RECORDS TO PROCESS
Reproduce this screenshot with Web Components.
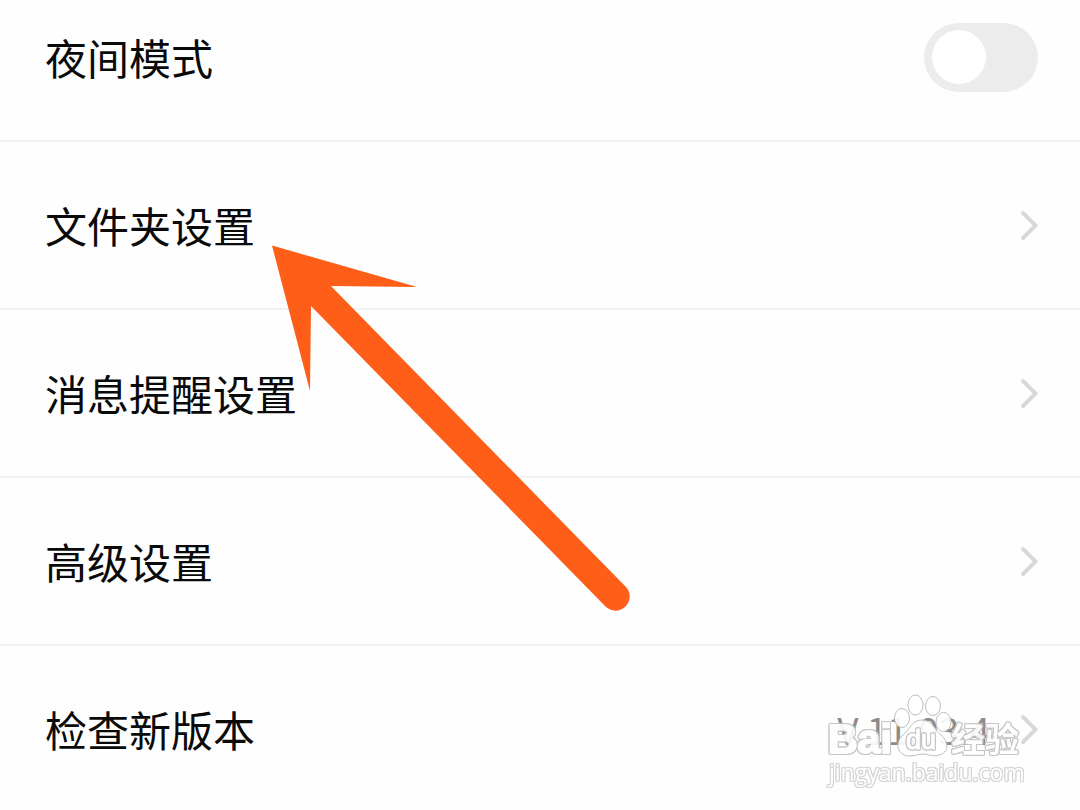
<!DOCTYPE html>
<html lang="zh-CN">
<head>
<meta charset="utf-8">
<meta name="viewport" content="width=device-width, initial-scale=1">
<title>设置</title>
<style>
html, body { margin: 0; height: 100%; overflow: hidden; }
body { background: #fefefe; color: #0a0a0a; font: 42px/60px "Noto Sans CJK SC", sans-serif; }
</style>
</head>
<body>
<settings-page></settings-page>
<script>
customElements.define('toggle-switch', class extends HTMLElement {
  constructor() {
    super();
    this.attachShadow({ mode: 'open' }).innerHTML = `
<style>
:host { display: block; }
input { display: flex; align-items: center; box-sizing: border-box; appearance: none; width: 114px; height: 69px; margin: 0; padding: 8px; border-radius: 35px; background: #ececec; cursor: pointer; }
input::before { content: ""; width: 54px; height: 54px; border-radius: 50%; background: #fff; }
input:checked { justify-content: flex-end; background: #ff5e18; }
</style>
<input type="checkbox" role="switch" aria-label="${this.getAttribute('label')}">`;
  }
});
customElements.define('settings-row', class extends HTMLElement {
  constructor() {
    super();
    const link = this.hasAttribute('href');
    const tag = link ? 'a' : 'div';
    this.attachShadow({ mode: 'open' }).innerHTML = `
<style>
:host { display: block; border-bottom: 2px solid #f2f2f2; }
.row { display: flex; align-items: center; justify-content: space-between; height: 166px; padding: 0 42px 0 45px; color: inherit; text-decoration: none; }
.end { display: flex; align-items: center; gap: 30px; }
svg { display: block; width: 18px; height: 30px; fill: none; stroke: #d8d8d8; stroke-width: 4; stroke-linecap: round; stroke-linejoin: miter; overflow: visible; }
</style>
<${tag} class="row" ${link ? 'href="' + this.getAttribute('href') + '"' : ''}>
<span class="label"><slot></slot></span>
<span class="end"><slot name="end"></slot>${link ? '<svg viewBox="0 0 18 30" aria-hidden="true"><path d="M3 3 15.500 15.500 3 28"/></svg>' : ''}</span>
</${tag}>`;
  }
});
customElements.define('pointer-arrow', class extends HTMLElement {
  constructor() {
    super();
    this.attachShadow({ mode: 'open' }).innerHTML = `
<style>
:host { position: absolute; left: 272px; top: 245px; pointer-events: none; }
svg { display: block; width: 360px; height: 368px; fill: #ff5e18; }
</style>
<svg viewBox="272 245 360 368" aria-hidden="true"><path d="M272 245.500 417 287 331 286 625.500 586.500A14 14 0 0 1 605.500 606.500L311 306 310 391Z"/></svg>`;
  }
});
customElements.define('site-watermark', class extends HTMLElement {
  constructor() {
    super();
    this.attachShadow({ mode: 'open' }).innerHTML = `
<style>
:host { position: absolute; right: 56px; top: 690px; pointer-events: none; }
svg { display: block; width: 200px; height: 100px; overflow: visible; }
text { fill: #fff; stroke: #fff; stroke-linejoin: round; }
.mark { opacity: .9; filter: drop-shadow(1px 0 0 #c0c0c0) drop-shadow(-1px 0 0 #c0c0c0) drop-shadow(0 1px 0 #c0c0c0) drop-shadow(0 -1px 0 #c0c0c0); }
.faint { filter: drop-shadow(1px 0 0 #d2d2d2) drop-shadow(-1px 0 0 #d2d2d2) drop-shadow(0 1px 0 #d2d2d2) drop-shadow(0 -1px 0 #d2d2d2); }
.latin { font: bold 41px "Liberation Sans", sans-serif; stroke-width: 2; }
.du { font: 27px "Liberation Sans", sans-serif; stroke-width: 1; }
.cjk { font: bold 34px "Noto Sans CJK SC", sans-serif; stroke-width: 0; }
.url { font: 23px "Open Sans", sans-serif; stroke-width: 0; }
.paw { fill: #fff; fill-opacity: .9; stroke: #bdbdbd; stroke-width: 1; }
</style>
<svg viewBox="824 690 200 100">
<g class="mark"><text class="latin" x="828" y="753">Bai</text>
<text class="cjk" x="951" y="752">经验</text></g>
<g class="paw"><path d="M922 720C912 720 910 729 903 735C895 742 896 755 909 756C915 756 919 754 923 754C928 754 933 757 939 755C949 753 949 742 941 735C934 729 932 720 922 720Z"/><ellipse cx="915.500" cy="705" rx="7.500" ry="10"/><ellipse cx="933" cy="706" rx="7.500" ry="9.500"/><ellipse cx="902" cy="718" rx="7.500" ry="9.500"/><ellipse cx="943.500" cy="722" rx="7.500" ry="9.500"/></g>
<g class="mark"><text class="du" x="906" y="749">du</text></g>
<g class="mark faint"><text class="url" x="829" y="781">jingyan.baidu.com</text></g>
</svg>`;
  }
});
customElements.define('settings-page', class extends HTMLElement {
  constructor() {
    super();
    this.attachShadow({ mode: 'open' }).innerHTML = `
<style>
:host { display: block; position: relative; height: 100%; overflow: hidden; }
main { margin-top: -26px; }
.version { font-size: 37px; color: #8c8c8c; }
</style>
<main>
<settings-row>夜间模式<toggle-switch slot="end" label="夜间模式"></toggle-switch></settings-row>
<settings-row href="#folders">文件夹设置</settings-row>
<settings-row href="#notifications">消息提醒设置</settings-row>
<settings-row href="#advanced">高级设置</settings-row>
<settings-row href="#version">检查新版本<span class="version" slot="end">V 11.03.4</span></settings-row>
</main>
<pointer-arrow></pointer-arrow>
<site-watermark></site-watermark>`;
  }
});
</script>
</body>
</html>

--

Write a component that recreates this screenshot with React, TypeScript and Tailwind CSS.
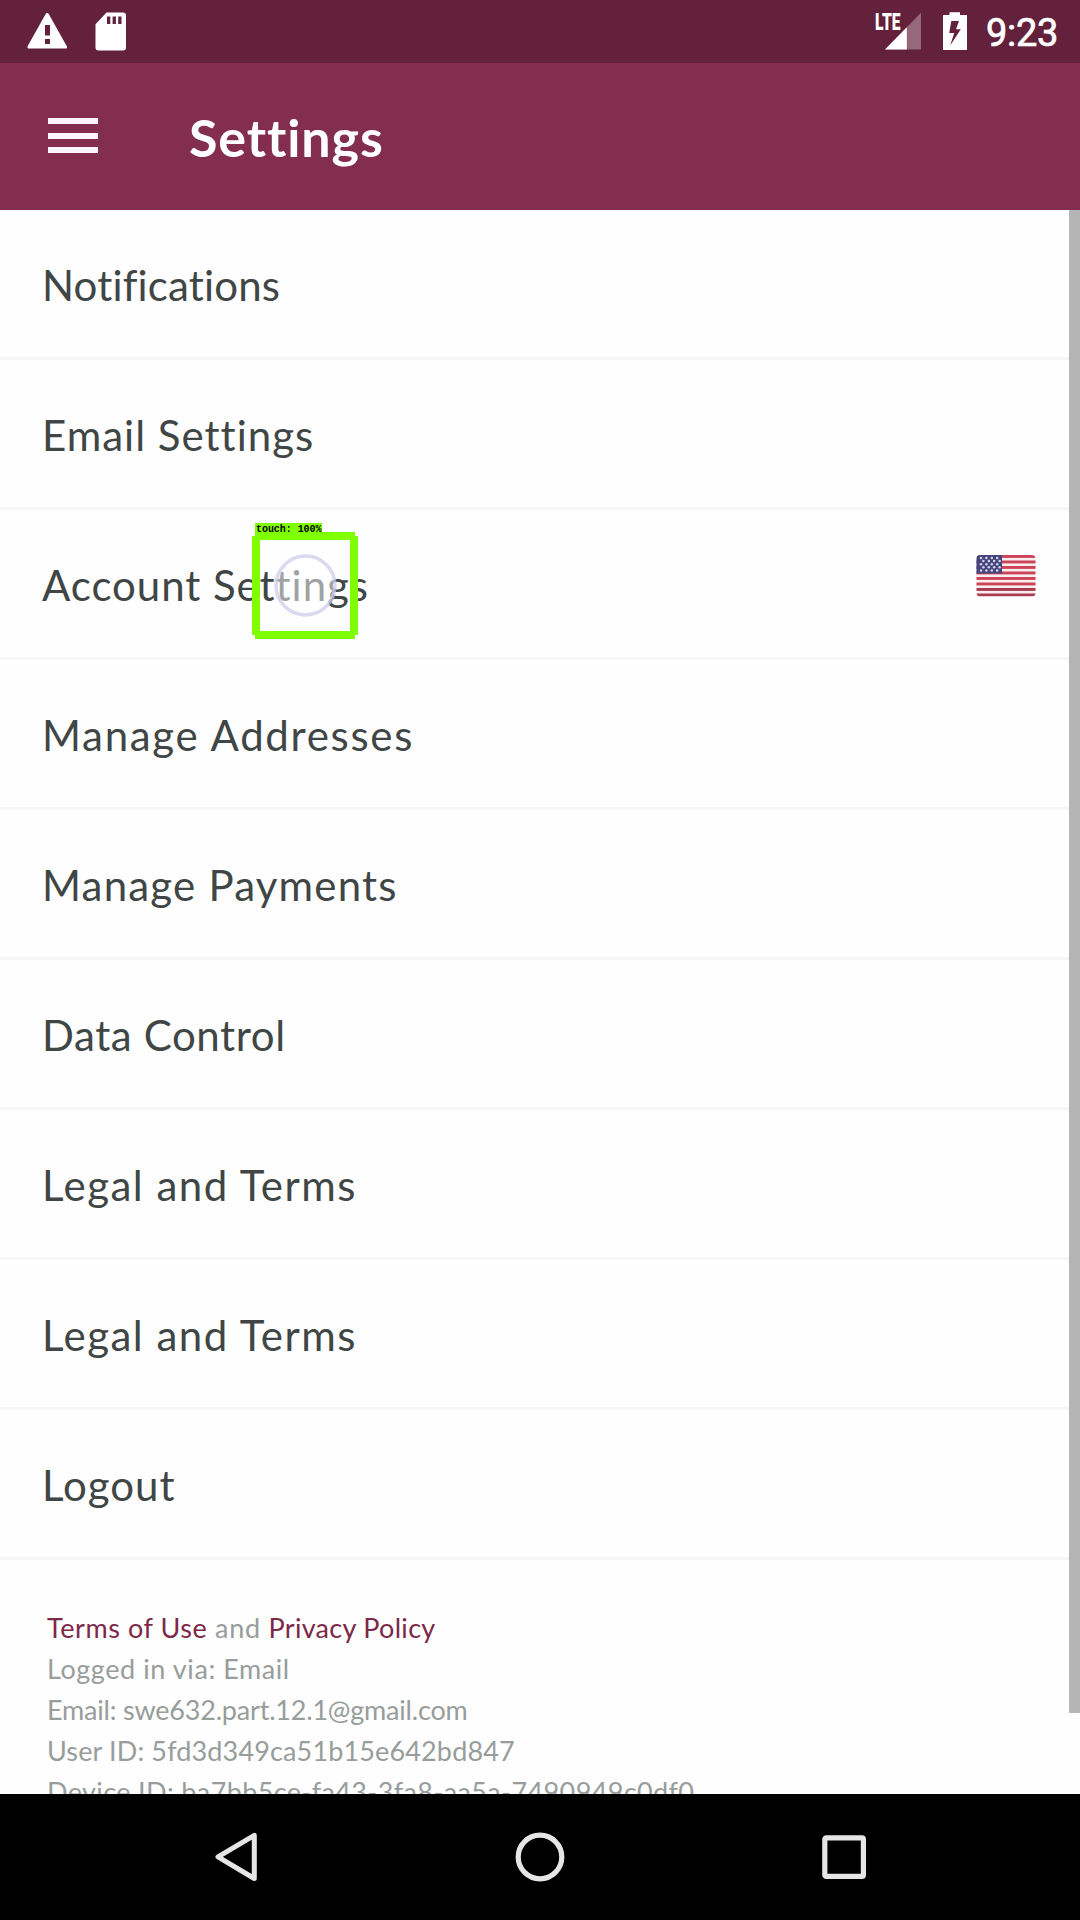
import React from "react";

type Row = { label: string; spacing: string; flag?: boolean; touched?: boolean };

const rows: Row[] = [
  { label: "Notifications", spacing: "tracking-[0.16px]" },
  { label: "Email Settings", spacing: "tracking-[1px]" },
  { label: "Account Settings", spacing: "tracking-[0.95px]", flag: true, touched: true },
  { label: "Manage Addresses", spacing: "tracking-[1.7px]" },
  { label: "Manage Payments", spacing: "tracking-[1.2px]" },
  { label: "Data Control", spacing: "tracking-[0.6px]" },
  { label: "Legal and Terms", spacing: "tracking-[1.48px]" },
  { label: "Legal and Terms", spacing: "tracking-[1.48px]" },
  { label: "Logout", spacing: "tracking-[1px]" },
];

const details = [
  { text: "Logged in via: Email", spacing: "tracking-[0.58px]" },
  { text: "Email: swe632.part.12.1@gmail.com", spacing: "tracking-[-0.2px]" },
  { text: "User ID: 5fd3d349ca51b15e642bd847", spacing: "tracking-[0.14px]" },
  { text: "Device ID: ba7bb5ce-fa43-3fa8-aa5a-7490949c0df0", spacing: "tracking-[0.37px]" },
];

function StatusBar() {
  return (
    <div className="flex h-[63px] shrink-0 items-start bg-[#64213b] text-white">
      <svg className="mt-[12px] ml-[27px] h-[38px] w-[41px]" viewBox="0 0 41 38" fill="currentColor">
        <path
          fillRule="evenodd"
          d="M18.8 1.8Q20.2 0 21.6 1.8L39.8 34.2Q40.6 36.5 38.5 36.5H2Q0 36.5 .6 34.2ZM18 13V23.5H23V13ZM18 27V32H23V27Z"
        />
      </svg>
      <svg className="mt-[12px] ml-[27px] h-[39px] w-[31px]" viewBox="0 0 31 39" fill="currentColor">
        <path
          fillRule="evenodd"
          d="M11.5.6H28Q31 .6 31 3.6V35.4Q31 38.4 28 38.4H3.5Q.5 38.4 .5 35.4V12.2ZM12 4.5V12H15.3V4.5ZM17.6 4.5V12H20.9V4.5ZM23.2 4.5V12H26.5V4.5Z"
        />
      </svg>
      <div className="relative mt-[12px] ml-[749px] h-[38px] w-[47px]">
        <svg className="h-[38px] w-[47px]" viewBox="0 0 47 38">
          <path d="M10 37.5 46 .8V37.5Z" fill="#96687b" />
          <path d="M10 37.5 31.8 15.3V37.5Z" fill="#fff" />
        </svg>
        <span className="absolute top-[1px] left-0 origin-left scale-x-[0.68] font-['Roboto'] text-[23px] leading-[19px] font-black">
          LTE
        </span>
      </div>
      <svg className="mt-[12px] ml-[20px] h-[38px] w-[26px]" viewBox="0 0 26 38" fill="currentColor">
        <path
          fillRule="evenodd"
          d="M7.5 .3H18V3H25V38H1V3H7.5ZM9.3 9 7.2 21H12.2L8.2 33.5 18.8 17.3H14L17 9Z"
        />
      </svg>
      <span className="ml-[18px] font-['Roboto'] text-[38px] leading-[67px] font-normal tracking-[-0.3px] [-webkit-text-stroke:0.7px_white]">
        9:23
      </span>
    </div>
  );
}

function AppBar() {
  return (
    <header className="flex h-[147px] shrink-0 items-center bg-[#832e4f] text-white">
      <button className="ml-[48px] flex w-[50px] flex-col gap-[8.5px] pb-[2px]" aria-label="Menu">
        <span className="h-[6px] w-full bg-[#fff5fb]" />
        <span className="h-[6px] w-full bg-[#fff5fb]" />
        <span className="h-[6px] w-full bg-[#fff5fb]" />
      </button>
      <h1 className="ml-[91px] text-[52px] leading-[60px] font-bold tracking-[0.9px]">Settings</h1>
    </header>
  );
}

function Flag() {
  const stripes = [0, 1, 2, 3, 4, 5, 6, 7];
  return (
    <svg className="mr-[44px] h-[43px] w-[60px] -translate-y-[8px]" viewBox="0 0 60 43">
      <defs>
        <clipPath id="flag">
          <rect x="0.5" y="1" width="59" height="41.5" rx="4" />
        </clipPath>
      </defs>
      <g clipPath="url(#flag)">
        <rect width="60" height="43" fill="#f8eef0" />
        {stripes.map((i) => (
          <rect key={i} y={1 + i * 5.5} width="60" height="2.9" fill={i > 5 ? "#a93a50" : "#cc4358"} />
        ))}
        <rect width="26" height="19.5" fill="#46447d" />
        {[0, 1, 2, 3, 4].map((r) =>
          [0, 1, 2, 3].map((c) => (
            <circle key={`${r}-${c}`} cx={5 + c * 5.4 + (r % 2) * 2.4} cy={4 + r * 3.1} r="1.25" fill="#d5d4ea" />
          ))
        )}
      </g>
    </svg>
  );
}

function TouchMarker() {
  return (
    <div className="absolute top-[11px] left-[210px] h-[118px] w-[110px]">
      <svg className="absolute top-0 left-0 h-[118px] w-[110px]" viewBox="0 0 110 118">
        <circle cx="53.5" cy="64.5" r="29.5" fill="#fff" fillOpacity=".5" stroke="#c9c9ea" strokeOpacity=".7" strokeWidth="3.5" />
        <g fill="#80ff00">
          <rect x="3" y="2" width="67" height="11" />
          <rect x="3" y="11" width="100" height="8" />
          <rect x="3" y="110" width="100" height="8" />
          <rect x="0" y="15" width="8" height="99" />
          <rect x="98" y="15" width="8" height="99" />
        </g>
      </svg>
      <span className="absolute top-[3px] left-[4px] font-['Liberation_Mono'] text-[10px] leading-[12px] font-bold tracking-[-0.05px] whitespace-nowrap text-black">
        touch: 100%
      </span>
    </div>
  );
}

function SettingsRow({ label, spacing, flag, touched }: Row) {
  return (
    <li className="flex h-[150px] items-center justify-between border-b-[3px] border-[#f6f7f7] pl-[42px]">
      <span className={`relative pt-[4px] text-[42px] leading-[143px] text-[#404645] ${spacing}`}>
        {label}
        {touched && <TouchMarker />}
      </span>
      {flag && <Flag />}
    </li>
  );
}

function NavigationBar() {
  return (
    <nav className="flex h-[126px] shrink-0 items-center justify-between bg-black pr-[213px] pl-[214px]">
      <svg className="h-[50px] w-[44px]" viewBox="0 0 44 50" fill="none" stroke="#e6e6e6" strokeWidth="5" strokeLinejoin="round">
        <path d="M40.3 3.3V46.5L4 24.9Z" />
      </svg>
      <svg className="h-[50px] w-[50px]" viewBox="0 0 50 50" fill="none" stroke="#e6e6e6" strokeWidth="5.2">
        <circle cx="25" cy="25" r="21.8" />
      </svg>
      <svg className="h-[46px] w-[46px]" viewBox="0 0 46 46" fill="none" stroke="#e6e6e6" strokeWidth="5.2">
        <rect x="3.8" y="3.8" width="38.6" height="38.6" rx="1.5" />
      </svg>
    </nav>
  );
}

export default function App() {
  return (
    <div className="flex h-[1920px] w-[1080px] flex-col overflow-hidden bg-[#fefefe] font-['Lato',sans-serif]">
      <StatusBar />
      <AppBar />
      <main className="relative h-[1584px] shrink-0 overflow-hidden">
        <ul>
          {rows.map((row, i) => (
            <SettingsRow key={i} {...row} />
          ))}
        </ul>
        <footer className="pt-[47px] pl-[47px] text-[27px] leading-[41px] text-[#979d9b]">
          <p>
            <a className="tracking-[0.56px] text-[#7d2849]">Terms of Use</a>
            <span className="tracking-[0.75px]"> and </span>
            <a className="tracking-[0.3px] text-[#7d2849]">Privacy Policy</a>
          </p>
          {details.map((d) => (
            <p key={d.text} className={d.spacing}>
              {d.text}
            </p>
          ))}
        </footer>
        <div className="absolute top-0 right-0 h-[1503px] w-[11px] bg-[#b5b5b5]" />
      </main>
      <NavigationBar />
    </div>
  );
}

THE PROBLEM
Starting at the line that contains "Write a component" and ending at the line that contains "string; spacing: string;", give the lines again exactly. Do not include the pictures.

TASK SOLUTION
Write a component that recreates this screenshot with React, TypeScript and Tailwind CSS.
import React from "react";

type Row = { label: string; spacing: string; flag?: boolean; touched?: boolean };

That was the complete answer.